The appointments of the banquet were in harmony with this idea. The royal gold and purple were becoming to her. She has made with her own hands a beautiful mantle for Aeneas and was herself pleased with the beautiful presents he gave her. Her feminine heart is moved by the beauty of children. She fondles Ascanius to her bosom and fastens her eyes and whole heart upon him.

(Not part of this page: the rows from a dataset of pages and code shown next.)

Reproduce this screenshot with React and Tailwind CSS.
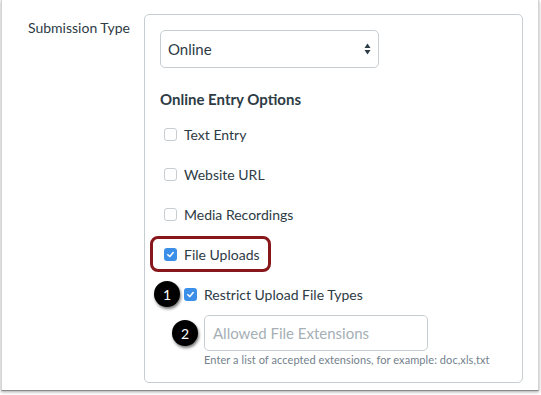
import React from "react";

function Box({ checked }) {
  if (checked) {
    return (
      <span className="flex h-[13px] w-[13px] shrink-0 items-center justify-center rounded-[3px] bg-[#3c8fe8]">
        <svg width="9" height="9" viewBox="0 0 10 10">
          <path d="M2 5.2 L4.2 7.3 L8 2.8" fill="none" stroke="#fff" strokeWidth="1.7" strokeLinecap="round" strokeLinejoin="round" />
        </svg>
      </span>
    );
  }
  return <span className="h-[13px] w-[13px] shrink-0 rounded-[3px] border border-[#c7cdd1] bg-white" />;
}

function Row({ label, checked, indent = "ml-[4px]" }) {
  return (
    <div className={`flex h-[40px] items-center gap-[7px] ${indent}`}>
      <Box checked={checked} />
      <span className="text-[14px] text-[#2d3b45]">{label}</span>
    </div>
  );
}

function Badge({ n, className }) {
  return (
    <div
      className={`absolute flex h-[26px] w-[26px] items-center justify-center rounded-full bg-black text-[14px] text-white shadow-[1px_2px_3px_rgba(0,0,0,0.55)] ${className}`}
    >
      {n}
    </div>
  );
}

export default function App() {
  return (
    <div className="h-[395px] w-[541px] bg-white" style={{ fontFamily: "Lato, 'Open Sans', sans-serif" }}>
      <div className="ml-[1px] flex h-[391px] w-[538px] border-x border-b border-x-[#d4d4d4] border-b-[#8a8a8a] pt-[14px] shadow-[0_1px_3px_rgba(0,0,0,0.35)]">
        <div className="w-[142px] shrink-0 pl-[26px] pt-[3px] text-[14px] text-[#2d3b45]">Submission Type</div>

        <div className="relative h-[369px] w-[379px] rounded-[5px] border border-[#c7cdd1] pl-[15px] pt-[15px]">
          <div className="flex h-[38px] w-[219px] items-center justify-between rounded-[5px] border border-[#c7cdd1] pl-[7px] pr-[7px]">
            <span className="text-[15px] text-[#2d3b45]">Online</span>
            <svg width="7" height="12" viewBox="0 0 7 12">
              <path d="M3.5 0.5 L6.5 5 L0.5 5 Z" fill="#2d3b45" />
              <path d="M3.5 11.5 L6.5 7 L0.5 7 Z" fill="#2d3b45" />
            </svg>
          </div>

          <div className="mt-[21px] text-[15px] font-bold leading-[20px] text-[#2d3b45]">Online Entry Options</div>

          <div className="mt-[5px]">
            <Row label="Text Entry" />
            <Row label="Website URL" />
            <Row label="Media Recordings" />
            <div className="relative">
              <div className="absolute left-[-10px] top-[2px] h-[36px] w-[121px] rounded-[8px] border-[3px] border-[#87171b]" />
              <Row label="File Uploads" checked />
            </div>
            <Row label="Restrict Upload File Types" checked indent="ml-[24px]" />
          </div>

          <div className="ml-[44px] mt-[1px] flex h-[36px] w-[224px] items-center rounded-[5px] border border-[#c7cdd1] pl-[8px] text-[15px] text-[#a5afb5]">
            Allowed File Extensions
          </div>
          <div className="ml-[44px] mt-[2px] text-[11px] leading-[14px] tracking-[0.08px] text-[#73818c]">
            Enter a list of accepted extensions, for example: doc,xls,txt
          </div>

          <Badge n="1" className="left-[9px] top-[266px]" />
          <Badge n="2" className="left-[27px] top-[305px]" />
        </div>
      </div>
    </div>
  );
}
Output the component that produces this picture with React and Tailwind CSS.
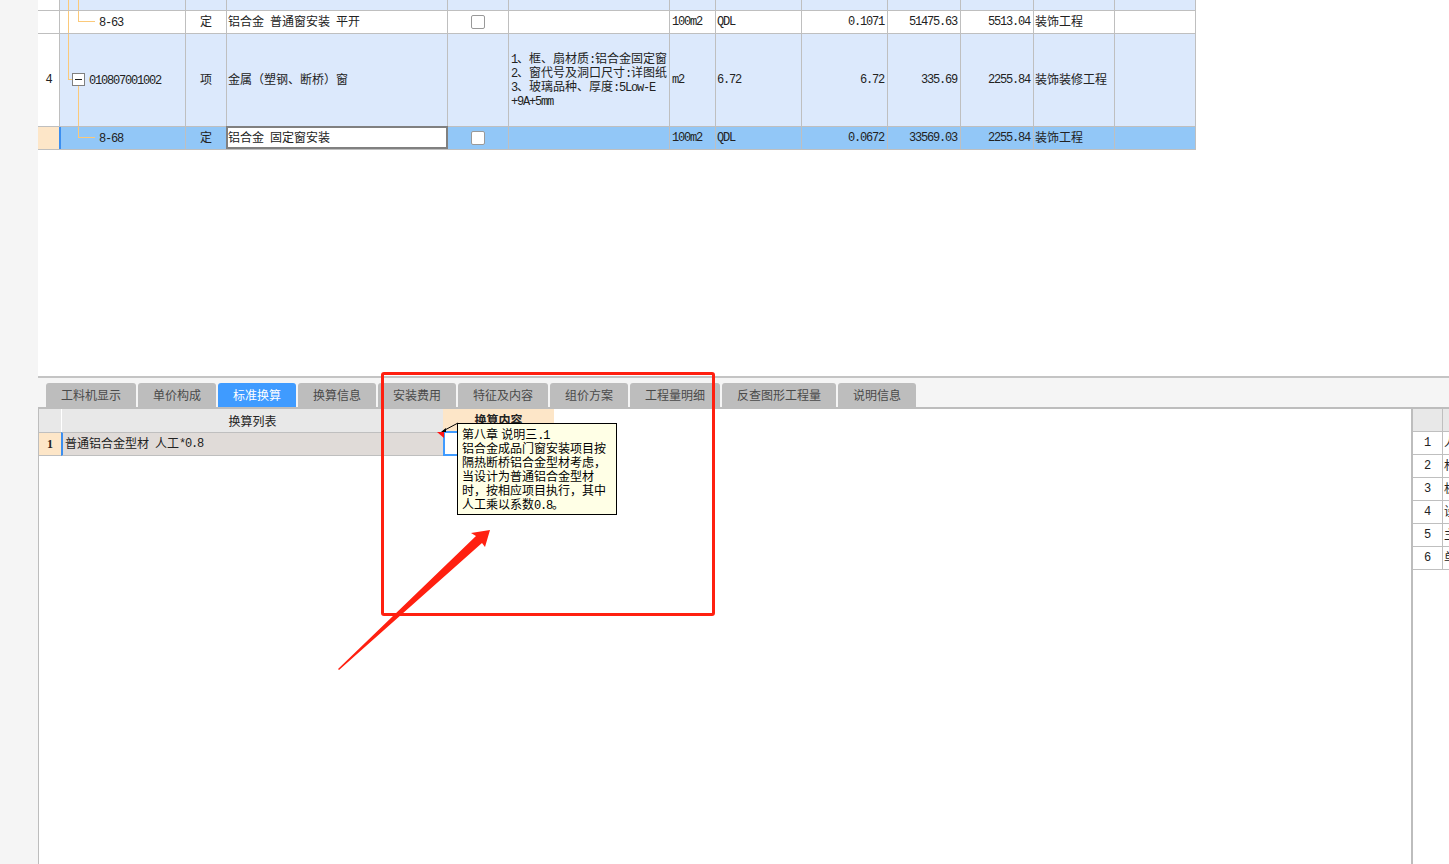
import React from "react";

const T = ({ children }) => (
  <>
    {String(children)
      .split(/([\x20-\x7e]+)/)
      .map((p, i) =>
        /^[\x20-\x7e]+$/.test(p) ? (
          <span key={i} className="font-['Liberation_Mono',monospace] text-[12px] leading-[10px] tracking-[-1.2px] whitespace-pre">
            {p}
          </span>
        ) : (
          p
        )
      )}
  </>
);

const ROW = "grid grid-cols-[22px_126px_41px_221px_61px_161px_46px_86px_86px_73px_73px_81px_81px] w-[1158px] border-b border-[#bfbfbf]";
const C = "border-r border-[#bfbfbf] flex items-center min-w-0 overflow-hidden";

const Check = () => (
  <span className="w-[14px] h-[14px] bg-white border border-[#999999] rounded-[2px] block" />
);

const DataRow = ({ bg, height, num, numBg, code, codeExtra, type, name, feature, unit, expr, qty, price, total, major, active, noCheck }) => (
  <div className={`${ROW} ${height} ${bg}`}>
    <div className={`${C} justify-center ${numBg}`}><T>{num}</T></div>
    <div className={`${C} relative ${active ? "border-l-2 border-l-[#3b8ef0] -ml-px" : ""}`}>{codeExtra}{code}</div>
    <div className={`${C} justify-center`}>{type}</div>
    {active ? (
      <div className="border-2 border-[#808080] bg-white flex items-center -mt-px -ml-px"><T>{name}</T></div>
    ) : (
      <div className={`${C} pl-px`}><T>{name}</T></div>
    )}
    <div className={`${C} justify-center`}>{noCheck ? null : <Check />}</div>
    <div className={`${C} pl-[2px] leading-[14px]`}>{feature}</div>
    <div className={`${C} pl-[2px]`}><T>{unit}</T></div>
    <div className={`${C} pl-px`}><T>{expr}</T></div>
    <div className={`${C} justify-end pr-[3px]`}><T>{qty}</T></div>
    <div className={`${C} justify-end pr-[3px]`}><T>{price}</T></div>
    <div className={`${C} justify-end pr-[3px]`}><T>{total}</T></div>
    <div className={`${C} pl-px`}>{major}</div>
    <div className={C} />
  </div>
);

const Line = ({ className }) => <span className={`absolute bg-[#fbc97a] ${className}`} />;

const tabs = [
  ["工料机显示", "w-[90px]"],
  ["单价构成", "w-[78px]"],
  ["标准换算", "w-[78px]"],
  ["换算信息", "w-[78px]"],
  ["安装费用", "w-[78px]"],
  ["特征及内容", "w-[90px]"],
  ["组价方案", "w-[78px]"],
  ["工程量明细", "w-[90px]"],
  ["反查图形工程量", "w-[114px]"],
  ["说明信息", "w-[78px]"],
];

const sideRows = ["人", "材", "机", "设", "主", "单"];

export default function App() {
  return (
    <div className="relative w-[1449px] h-[864px] overflow-hidden flex bg-white text-[12px] leading-[14px] text-[#222222] font-['Liberation_Sans','Noto_Sans_CJK_SC',sans-serif]">
      <div className="w-[38px] shrink-0 bg-[#f5f5f5]" />
      <div className="flex-1 flex flex-col min-w-0">
        <div className="h-[376px] shrink-0">
          <div className={`${ROW} h-[11px] bg-[#dce9fc]`}>
            <div className={`${C} bg-white`} />
            <div className={`${C} relative`}>
              <Line className="left-[8px] top-0 w-px h-[11px]" />
              <Line className="left-[18px] top-0 w-px h-[11px]" />
            </div>
            {Array.from({ length: 11 }).map((_, i) => (
              <div key={i} className={C} />
            ))}
          </div>
          <DataRow
            bg="bg-white"
            height="h-[23px]"
            num=""
            numBg="bg-white"
            code={<span className="ml-[39px]"><T>8-63</T></span>}
            codeExtra={
              <>
                <Line className="left-[8px] top-0 w-px h-[23px]" />
                <Line className="left-[18px] top-0 w-px h-[10px]" />
                <Line className="left-[18px] top-[10px] w-[17px] h-px" />
              </>
            }
            type="定"
            name="铝合金 普通窗安装 平开"
            unit="100m2"
            expr="QDL"
            qty="0.1071"
            price="51475.63"
            total="5513.04"
            major="装饰工程"
          />
          <DataRow
            bg="bg-[#dce9fc]"
            height="h-[93px]"
            num="4"
            numBg="bg-white"
            noCheck
            code={<span className="ml-[29px]"><T>010807001002</T></span>}
            codeExtra={
              <>
                <Line className="left-[8px] top-0 w-px h-[46px]" />
                <Line className="left-[8px] top-[45px] w-[5px] h-px" />
                <Line className="left-[18px] top-[51px] w-px h-[42px]" />
                <span className="absolute left-[12px] top-[39px] w-[13px] h-[13px] border border-[#808080] bg-white flex items-center justify-center">
                  <span className="w-[7px] h-px bg-[#222222]" />
                </span>
              </>
            }
            type="项"
            name="金属（塑钢、断桥）窗"
            feature={
              <div>
                <div><T>1</T>、框、扇材质<T>:</T>铝合金固定窗</div>
                <div><T>2</T>、窗代号及洞口尺寸<T>:</T>详图纸</div>
                <div><T>3</T>、玻璃品种、厚度<T>:5Low-E</T></div>
                <div><T>+9A+5mm</T></div>
              </div>
            }
            unit="m2"
            expr="6.72"
            qty="6.72"
            price="335.69"
            total="2255.84"
            major="装饰装修工程"
          />
          <DataRow
            bg="bg-[#92c7f7]"
            height="h-[23px]"
            num=""
            numBg="bg-[#fde6c8]"
            active
            code={<span className="ml-[38px]"><T>8-68</T></span>}
            codeExtra={
              <>
                <Line className="left-[17px] top-0 w-px h-[10px]" />
                <Line className="left-[17px] top-[10px] w-[17px] h-px" />
              </>
            }
            type="定"
            name="铝合金 固定窗安装"
            unit="100m2"
            expr="QDL"
            qty="0.0672"
            price="33569.03"
            total="2255.84"
            major="装饰工程"
          />
        </div>

        <div className="h-[2px] shrink-0 bg-[#c4c4c4]" />

        <div className="h-[31px] shrink-0 bg-[#f5f5f5] border-b-2 border-[#bdbdbd] flex items-start pt-[5px] pl-[8px] gap-[2px]">
          {tabs.map(([label, w]) => (
            <div
              key={label}
              className={`${w} h-[24px] pt-px rounded-t-[3px] flex items-center justify-center ${
                label === "标准换算" ? "bg-[#3f9bff] text-white" : "bg-[#bdbdbd] text-[#4a4a4a]"
              }`}
            >
              {label}
            </div>
          ))}
        </div>

        <div className="flex-1 flex min-h-0 border-l border-[#bdbdbd]">
          <div className="flex-1 min-w-0">
            <div className="flex h-[23px]">
              <div className="w-[23px] bg-[#e8e8e8] border-r border-white" />
              <div className="w-[381px] bg-[#e8e8e8] flex items-center justify-center pt-[2px]">换算列表</div>
              <div className="w-[111px] bg-[#fde6c8] flex items-center justify-center font-bold pt-px">换算内容</div>
            </div>
            <div className="flex h-[24px]">
              <div className="w-[22px] bg-[#fde6c8] border-y border-[#bfbfbf] flex items-center justify-center font-['Liberation_Serif',serif] font-bold">1</div>
              <div className="w-[382px] bg-[#e0dbd8] border-y border-[#bfbfbf] border-l-2 border-l-[#3b8ef0] flex items-center pl-[2px]">
                <T>普通铝合金型材 人工*0.8</T>
              </div>
              <div className="w-[111px] h-[25px] -mt-px bg-white border-2 border-[#3f9bff]" />
            </div>
          </div>

          <div className="w-[38px] shrink-0 border-l-2 border-[#bdbdbd] overflow-hidden">
            <div className="flex h-[23px] border-b border-[#bfbfbf]">
              <div className="w-[30px] shrink-0 bg-[#e8e8e8] border-r border-[#bfbfbf]" />
              <div className="flex-1 bg-[#e8e8e8]" />
            </div>
            {sideRows.map((s, i) => (
              <div key={s} className="flex h-[23px] border-b border-[#bfbfbf]">
                <div className="w-[30px] shrink-0 border-r border-[#bfbfbf] flex items-center justify-center pr-px">
                  <T>{i + 1}</T>
                </div>
                <div className="flex-1 pl-px flex items-center whitespace-nowrap overflow-hidden">{s}</div>
              </div>
            ))}
          </div>
        </div>
      </div>

      {/* cell comment marker and leader */}
      <svg className="absolute left-[430px] top-[418px]" width="40" height="24" viewBox="0 0 40 24">
        <polygon points="7,14 14,14 14,20" fill="#ff1414" />
        <polygon points="11,14 16,10 16,14" fill="#000000" />
        <line x1="13" y1="13" x2="28" y2="5" stroke="#000000" />
      </svg>

      {/* comment tooltip */}
      <div className="absolute left-[457px] top-[423px] w-[160px] h-[92px] bg-[#ffffe6] border border-black text-black pl-[4px] pt-[4px]">
        <div><span>第八章 说明三</span><T>.1</T></div>
        <div>铝合金成品门窗安装项目按</div>
        <div>隔热断桥铝合金型材考虑，</div>
        <div>当设计为普通铝合金型材</div>
        <div>时，按相应项目执行，其中</div>
        <div>人工乘以系数<T>0.8</T>。</div>
      </div>

      {/* red annotation */}
      <div className="absolute left-[381px] top-[372px] w-[334px] h-[244px] border-[3px] border-[#ff2010] rounded-[3px]" />
      <svg className="absolute left-[330px] top-[520px]" width="170" height="160" viewBox="330 520 170 160">
        <polygon points="338,669 476,536 471,533 490,530 485,547 482,543 339,670" fill="#ff2010" />
      </svg>
    </div>
  );
}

Dido has a lively sense of shame. Her precautions for safe-guarding her new city were natural enough under the circumstances, but when without her knowledge harm has been done the innocent she is abashed and speaks with downcast face. She is impulsively generous. She may follow the conventional when it suits her, but she dares the unconventional. To these men who were but strangers she proffers a share in her city. Her kindness exceeds all ordinary bounds. She is not satisfied with being gracious merely to those who came across her path; she goes out of her way to seek the opportunity for kindly service, and so she offers to send searchers after Aeneas and later she remembers his comrades at the shore with gifts. I sometimes wonder if Vergil did not mean more than he actually puts in words in representing the woman Dido as reaching out a hand to shipwrecked man. Under this as symbol may not the poet have intended to describe what he felt is the rôle that woman naturally plays in the drama of life? Dido seems almost to rejoice in the fact that she too has suffered. It creates a fine sense of comradeship. Taught by suffering she has acquired the understanding soul. I do not believe we can find a nicer feminine touch than this.